Recurrence of Primary Disease After Transplant
- NASH, hepatitis B/C, primary sclerosing cholangitis, IgA nephropathy, FSGS, and diabetic nephropathy may all recur in the allograft.
- Strategies to minimise recurrence (antiviral therapy, metabolic syndrome management, disease-modifying agents) are integral to long-term post-transplant care.
Perioperative Management Considerations for the Transplant Surgeon
- Pre-operative optimisation of fluid and electrolyte status is mandatory - hyperkalaemia, acidosis, and volume overload must be corrected before induction of anaesthesia.
- Coagulopathy in hepatic failure requires assessment with viscoelastic testing (TEG/ROTEM) rather than relying solely on conventional INR; targeted correction with cryoprecipitate, platelets, and fibrinogen concentrate guided by point-of-care testing.
- Timing of transplant in acute liver failure (ALF) is time-critical - King's College Criteria identify patients unlikely to survive without transplantation (paracetamol: arterial pH $< 7.30$, or creatinine $> 300\,\mu\text{mol/L}$ + INR $> 6.5$ + grade III/IV encephalopathy; non-paracetamol: INR $> 6.5$ alone, or any three of five defined variables).

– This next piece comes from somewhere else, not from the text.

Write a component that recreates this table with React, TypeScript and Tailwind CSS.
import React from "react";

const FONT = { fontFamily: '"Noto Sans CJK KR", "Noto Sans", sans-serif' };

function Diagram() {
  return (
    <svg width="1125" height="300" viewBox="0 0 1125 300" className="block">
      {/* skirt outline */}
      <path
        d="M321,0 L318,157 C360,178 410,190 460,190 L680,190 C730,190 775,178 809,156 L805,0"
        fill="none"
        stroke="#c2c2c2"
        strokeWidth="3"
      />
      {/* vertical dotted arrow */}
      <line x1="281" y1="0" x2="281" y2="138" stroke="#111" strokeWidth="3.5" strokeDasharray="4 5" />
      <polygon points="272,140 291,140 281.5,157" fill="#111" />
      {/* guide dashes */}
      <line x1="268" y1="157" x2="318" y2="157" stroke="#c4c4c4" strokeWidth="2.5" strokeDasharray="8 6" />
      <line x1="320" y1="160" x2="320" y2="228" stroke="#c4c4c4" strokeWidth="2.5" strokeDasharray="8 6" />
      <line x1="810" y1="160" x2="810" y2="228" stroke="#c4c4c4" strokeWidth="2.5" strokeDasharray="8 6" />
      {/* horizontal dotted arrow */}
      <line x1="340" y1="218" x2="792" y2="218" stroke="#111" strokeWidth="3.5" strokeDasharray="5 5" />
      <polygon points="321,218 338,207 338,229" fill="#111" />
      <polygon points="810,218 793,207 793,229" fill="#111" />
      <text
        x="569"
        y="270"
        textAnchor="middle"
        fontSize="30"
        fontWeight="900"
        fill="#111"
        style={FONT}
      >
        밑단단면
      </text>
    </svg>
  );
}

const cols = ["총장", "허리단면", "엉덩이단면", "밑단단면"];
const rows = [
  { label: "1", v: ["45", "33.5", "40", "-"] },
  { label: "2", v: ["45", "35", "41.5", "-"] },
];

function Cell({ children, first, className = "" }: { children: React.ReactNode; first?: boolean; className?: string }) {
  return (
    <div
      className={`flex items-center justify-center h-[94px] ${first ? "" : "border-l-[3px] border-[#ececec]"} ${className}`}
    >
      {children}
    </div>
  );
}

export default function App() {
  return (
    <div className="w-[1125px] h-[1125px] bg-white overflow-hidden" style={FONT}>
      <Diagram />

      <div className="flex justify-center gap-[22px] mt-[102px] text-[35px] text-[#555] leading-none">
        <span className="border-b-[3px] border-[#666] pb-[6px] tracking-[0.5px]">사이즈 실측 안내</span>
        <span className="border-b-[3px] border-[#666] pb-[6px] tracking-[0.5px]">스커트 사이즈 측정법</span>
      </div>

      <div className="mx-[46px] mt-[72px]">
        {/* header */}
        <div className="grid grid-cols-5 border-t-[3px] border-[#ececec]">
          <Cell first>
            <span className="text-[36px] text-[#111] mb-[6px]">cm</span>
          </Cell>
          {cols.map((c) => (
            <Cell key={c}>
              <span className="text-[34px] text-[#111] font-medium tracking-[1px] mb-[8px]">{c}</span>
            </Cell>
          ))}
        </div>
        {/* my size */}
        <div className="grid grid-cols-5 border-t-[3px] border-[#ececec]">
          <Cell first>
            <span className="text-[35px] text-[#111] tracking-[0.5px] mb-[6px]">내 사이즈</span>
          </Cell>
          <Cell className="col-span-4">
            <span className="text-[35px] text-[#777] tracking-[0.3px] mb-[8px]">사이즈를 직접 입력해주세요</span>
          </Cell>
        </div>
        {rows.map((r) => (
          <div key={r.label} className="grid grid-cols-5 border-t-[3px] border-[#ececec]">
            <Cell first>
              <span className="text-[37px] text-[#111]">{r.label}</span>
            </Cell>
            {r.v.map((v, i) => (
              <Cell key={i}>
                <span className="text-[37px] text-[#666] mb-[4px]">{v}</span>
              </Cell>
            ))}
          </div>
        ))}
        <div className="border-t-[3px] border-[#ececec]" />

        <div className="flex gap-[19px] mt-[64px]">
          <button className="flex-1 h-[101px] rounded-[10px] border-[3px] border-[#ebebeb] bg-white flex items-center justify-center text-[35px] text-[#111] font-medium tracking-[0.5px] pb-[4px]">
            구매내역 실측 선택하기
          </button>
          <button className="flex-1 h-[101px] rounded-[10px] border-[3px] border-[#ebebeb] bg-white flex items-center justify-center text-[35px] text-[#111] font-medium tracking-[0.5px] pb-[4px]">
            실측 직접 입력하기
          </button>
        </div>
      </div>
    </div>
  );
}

- Intraoperative haemodynamic instability in end-stage liver failure is anticipated: hyperdynamic pre-reperfusion state; reperfusion syndrome (hypotension, arrhythmia, coagulopathy) on graft unclamping.
- Post-transplant, immediate assessment of graft function is paramount - primary non-function requires urgent re-listing and retransplantation.
- Long-term surveillance for infection, malignancy (particularly post-transplant lymphoproliferative disorder and skin cancers), metabolic complications of immunosuppression, and calcineurin inhibitor nephrotoxicity forms the backbone of post-transplant follow-up.